Pourquoi alors j'avance la thèse qu'il y a ici non seulement une opportunité pastorale indéniable, mais aussi un problème pour l'Église ? Car, comme on l'a dit, la personnalité - chaque personnalité ! - dans sa fonction d'instrument de transmission de l'annonce chrétienne (c'est-à-dire comme un pot d'argile qui contient un trésor, selon l'incontournable métaphore de Saint Paul) ne peut qu'être une aide pour les uns et un obstacle (ou du moins une absence d'aide) pour les autres.

Or, en ce qui concerne les personnalités charismatiques mentionnées ci-dessus, ce fait est compensé par la liberté fondamentale que, par rapport à elles, chaque baptisé a d'adhérer ou de ne pas adhérer au type d'appel que chacune d'elles lance ; et les "nombreuses demeures" des différents charismes que l'Esprit suscite continuellement dans l'Église permettent à qui le veut de trouver celui qui convient le mieux à sa propre personnalité.

En ce qui concerne l'institution de l'Église, par contre, la question est plus compliquée, car d'une part ses structures hiérarchiques concernent et gouvernent tout le monde et personne ne peut impunément s'en extraire, tandis que d'autre part elle ne peut pas non plus se passer de s'incarner dans des personnes, chacune avec sa propre personnalité.

Si la relation entre la "personnalité institutionnelle" et l'institution n'est pas menée avec la plus grande authenticité chrétienne et la plus grande rigueur méthodologique, il est inévitable que des problèmes, même graves, surgissent.

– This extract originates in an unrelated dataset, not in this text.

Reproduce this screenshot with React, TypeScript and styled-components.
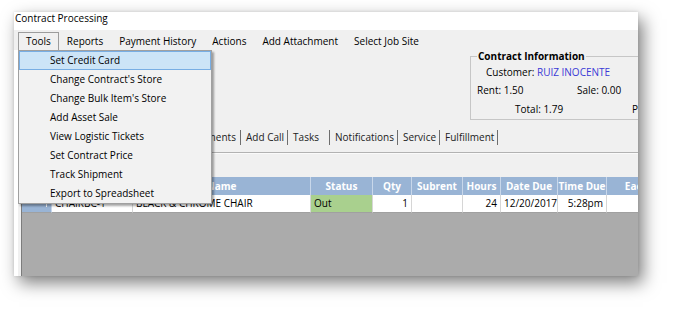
import React from "react";
import styled, { createGlobalStyle } from "styled-components";

const GlobalStyle = createGlobalStyle`
  html, body { margin: 0; padding: 0; background: #ffffff; }
  body {
    font-family: "Open Sans", "Noto Sans", "Liberation Sans", sans-serif;
    font-size: 10px;
    color: #000000;
  }
  #root { width: 673px; height: 311px; overflow: hidden; }
`;

const Page = styled.div`
  width: 673px;
  height: 311px;
  padding: 12px 0 0 14px;
  box-sizing: border-box;
  background: #ffffff;
`;

const Window = styled.div`
  width: 624px;
  height: 264px;
  background: #ffffff;
  box-shadow: 5px 7px 16px rgba(0, 0, 0, 0.5), 0 0 3px rgba(0, 0, 0, 0.12);
  display: flex;
  flex-direction: column;
  overflow: hidden;
`;

const TitleBar = styled.div`
  height: 18px;
  flex: none;
  line-height: 13px;
  padding-left: 1px;
  background: #ffffff;
  white-space: nowrap;
`;

const MenuBar = styled.div`
  height: 20px;
  flex: none;
  display: flex;
  align-items: flex-start;
  padding-left: 4px;
  background: #f0f0f0;
  position: relative;
  z-index: 5;
`;

const MenuItem = styled.div<{ $open?: boolean }>`
  position: relative;
  margin-top: 2px;
  height: 18px;
  box-sizing: border-box;
  padding: 0 7px;
  line-height: 17px;
  border: 1px solid ${(p) => (p.$open ? "#9c9c9c" : "transparent")};
  border-bottom: none;
  white-space: nowrap;
`;

const Dropdown = styled.div`
  position: absolute;
  left: -1px;
  top: 100%;
  width: 194px;
  box-sizing: border-box;
  border: 1px solid #a0a0a0;
  background: #f2f2f2;
  box-shadow: 2px 2px 2px rgba(0, 0, 0, 0.35);
  z-index: 10;
`;

const DropItem = styled.div<{ $active?: boolean }>`
  height: 19px;
  box-sizing: border-box;
  line-height: 17px;
  padding-left: 30px;
  border: 1px solid ${(p) => (p.$active ? "#78aee4" : "transparent")};
  background: ${(p) => (p.$active ? "#cce4f7" : "transparent")};
  white-space: nowrap;
`;

const Body = styled.div`
  flex: 1;
  margin-left: 4px;
  background: #f0f0f0;
  display: flex;
  flex-direction: column;
  min-height: 0;
`;

const TopArea = styled.div`
  height: 76px;
  flex: none;
  display: grid;
  grid-template-columns: 452px 240px;
  align-items: start;
  overflow: hidden;
`;

const GroupBox = styled.fieldset`
  margin: 0;
  padding: 0 0 3px 6px;
  border: 1px solid #c6c6c6;
  min-width: 0;
`;

const GroupTitle = styled.legend`
  font-weight: bold;
  padding: 0 1px;
  line-height: 13px;
`;

const InfoRow = styled.div<{ $indent: number; $top: number }>`
  display: flex;
  line-height: 13px;
  padding-left: ${(p) => p.$indent}px;
  margin-top: ${(p) => p.$top}px;
  white-space: nowrap;
`;

const InfoCell = styled.span<{ $w?: number }>`
  display: inline-block;
  width: ${(p) => (p.$w ? `${p.$w}px` : "auto")};
  flex: none;
`;

const Link = styled.span`
  color: #3a3ad6;
`;

const TabStrip = styled.div`
  height: 26px;
  flex: none;
  box-sizing: border-box;
  padding-top: 4px;
  display: flex;
  align-items: flex-start;
  overflow: hidden;
`;

const Tab = styled.div<{ $w: number }>`
  min-width: ${(p) => p.$w}px;
  flex: none;
  height: 15px;
  line-height: 15px;
  box-sizing: border-box;
  padding: 0 3px 0 5px;
  border-right: 1px solid #6e6e6e;
  color: #222222;
  white-space: nowrap;
`;

const Divider = styled.div`
  flex: none;
  border-top: 1px solid #b2b2b2;
  border-bottom: 1px solid #fafafa;
`;

const Band = styled.div`
  height: 23px;
  flex: none;
  background: #f0f0f0;
`;

const Grid = styled.div`
  flex: 1;
  margin-left: 3px;
  border-left: 1px solid #7c7c7c;
  background: #ababab;
  overflow: hidden;
`;

const GridRow = styled.div`
  display: grid;
  grid-template-columns: 30px 81px 178px 62px 39px 51px 38px 57px 49px 60px;
  width: max-content;
`;

const HeaderCell = styled.div`
  height: 18px;
  line-height: 18px;
  box-sizing: border-box;
  background: #99b4d5;
  color: #ffffff;
  font-weight: bold;
  text-align: center;
  border-right: 1px solid #c8d7ea;
  white-space: nowrap;
  overflow: hidden;
`;

const DataCell = styled.div<{ $align?: "left" | "right"; $bg?: string }>`
  height: 18px;
  line-height: 17px;
  box-sizing: border-box;
  padding: 0 3px;
  background: ${(p) => p.$bg ?? "#ffffff"};
  text-align: ${(p) => p.$align ?? "left"};
  border-right: 1px solid #d6d6d6;
  border-bottom: 1px solid #a0a0a0;
  white-space: nowrap;
  overflow: hidden;
`;

const RowHead = styled.div`
  height: 18px;
  box-sizing: border-box;
  background: #99b4d5;
  border-right: 1px solid #c8d7ea;
  border-bottom: 1px solid #a0a0a0;
  display: flex;
  justify-content: flex-end;
  align-items: center;
  padding-right: 4px;
`;

const Indicator = styled.span`
  width: 1px;
  height: 7px;
  background: #ffffff;
`;

const menuItems = [
  "Set Credit Card",
  "Change Contract's Store",
  "Change Bulk Item's Store",
  "Add Asset Sale",
  "View Logistic Tickets",
  "Set Contract Price",
  "Track Shipment",
  "Export to Spreadsheet",
];

const topMenus = ["Reports", "Payment History", "Actions", "Add Attachment", "Select Job Site"];

const tabs: { label: string; w: number }[] = [
  { label: "Items", w: 50 },
  { label: "Charges", w: 52 },
  { label: "Payments", w: 60 },
  { label: "Comments", w: 61 },
  { label: "Add Call", w: 47 },
  { label: "Tasks", w: 42 },
  { label: "Notifications", w: 66 },
  { label: "Service", w: 41 },
  { label: "Fulfillment", w: 57 },
];

const headers = ["Name", "Status", "Qty", "Subrent", "Hours", "Date Due", "Time Due", "Each"];

export default function App() {
  return (
    <Page>
      <GlobalStyle />
      <Window>
        <TitleBar>Contract Processing</TitleBar>
        <MenuBar>
          <MenuItem $open>
            Tools
            <Dropdown>
              {menuItems.map((m, i) => (
                <DropItem key={m} $active={i === 0}>
                  {m}
                </DropItem>
              ))}
            </Dropdown>
          </MenuItem>
          {topMenus.map((m) => (
            <MenuItem key={m}>{m}</MenuItem>
          ))}
        </MenuBar>
        <Body>
          <TopArea>
            <div />
            <GroupBox>
              <GroupTitle>Contract Information</GroupTitle>
              <InfoRow $indent={9} $top={3}>
                <InfoCell>
                  Customer: <Link>RUIZ INOCENTE</Link>
                </InfoCell>
              </InfoRow>
              <InfoRow $indent={0} $top={5}>
                <InfoCell $w={100}>Rent: 1.50</InfoCell>
                <InfoCell>Sale: 0.00</InfoCell>
              </InfoRow>
              <InfoRow $indent={38} $top={6}>
                <InfoCell $w={117}>Total: 1.79</InfoCell>
                <InfoCell>Paid: 0.00</InfoCell>
              </InfoRow>
            </GroupBox>
          </TopArea>
          <TabStrip>
            {tabs.map((t) => (
              <Tab key={t.label} $w={t.w}>
                {t.label}
              </Tab>
            ))}
          </TabStrip>
          <Divider />
          <Band />
          <Grid>
            <GridRow>
              <HeaderCell />
              <HeaderCell>Item</HeaderCell>
              {headers.map((h) => (
                <HeaderCell key={h}>{h}</HeaderCell>
              ))}
            </GridRow>
            <GridRow>
              <RowHead>
                <Indicator />
              </RowHead>
              <DataCell>CHAIRBC-1</DataCell>
              <DataCell>BLACK &amp; CHROME CHAIR</DataCell>
              <DataCell $bg="#a9d08e">Out</DataCell>
              <DataCell $align="right">1</DataCell>
              <DataCell />
              <DataCell $align="right">24</DataCell>
              <DataCell $align="right">12/20/2017</DataCell>
              <DataCell $align="right">5:28pm</DataCell>
              <DataCell />
            </GridRow>
          </Grid>
        </Body>
      </Window>
    </Page>
  );
}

Tant que l'on reste aux niveaux bas et intermédiaires, le problème constitué par une personnalité qui éclipse sa propre fonction institutionnelle d'une manière qui n'est pas positive pour la foi des autres peut être résolu de manière relativement facile, en vertu de la liberté reconnue aux fidèles. Si, par exemple, la personnalité débordante de mon curé n'est pas une aide pour moi mais un obstacle sur le chemin de la foi, rien ne m'empêche d'aller dans une autre paroisse.

Avec le pape, évidemment, tout cela ne fonctionne pas car il n'y a qu'un seul pape (même aujourd'hui, quoi qu'en disent certains mal informés !) et il s'applique à tous. Qu'il ait, comme tout le monde, une personnalité est naturel. Que, cependant, dans l'exercice concret de la fonction pétrinienne, au cours de ces cent cinquante dernières années, pour une série de raisons que je ne peux pas exposer ici, le poids de la personnalité papale ait toujours augmenté, jusqu'à devenir prédominant, comme c'est le cas aujourd'hui, je ne pense pas que ce soit une bonne chose.

L'excès de personnalité, si je puis m'exprimer ainsi, dans le cas du pape, peut devenir même source de division, aboutissant ainsi, paradoxalement, à contredire l'une des instances fondamentales du ministère de Pierre, la sauvegarde de l'unité.

Je m'arrêterai ici, car je ne prétends certainement pas pouvoir traiter d'un problème aussi délicat et complexe. Il me suffit de l'avoir posée, en avançant la thèse qu'il est nécessaire de protéger le "munus" pétrinien du risque de personnalisation, en corrigeant, dans la mesure du possible, une tendance qui dure depuis des décennies et que, peut-être, dans le passé, beaucoup d'entre nous ont considérée comme providentielle, en ne voyant que les aspects positifs, mais dont nous voyons mieux aujourd'hui les aspects négatifs.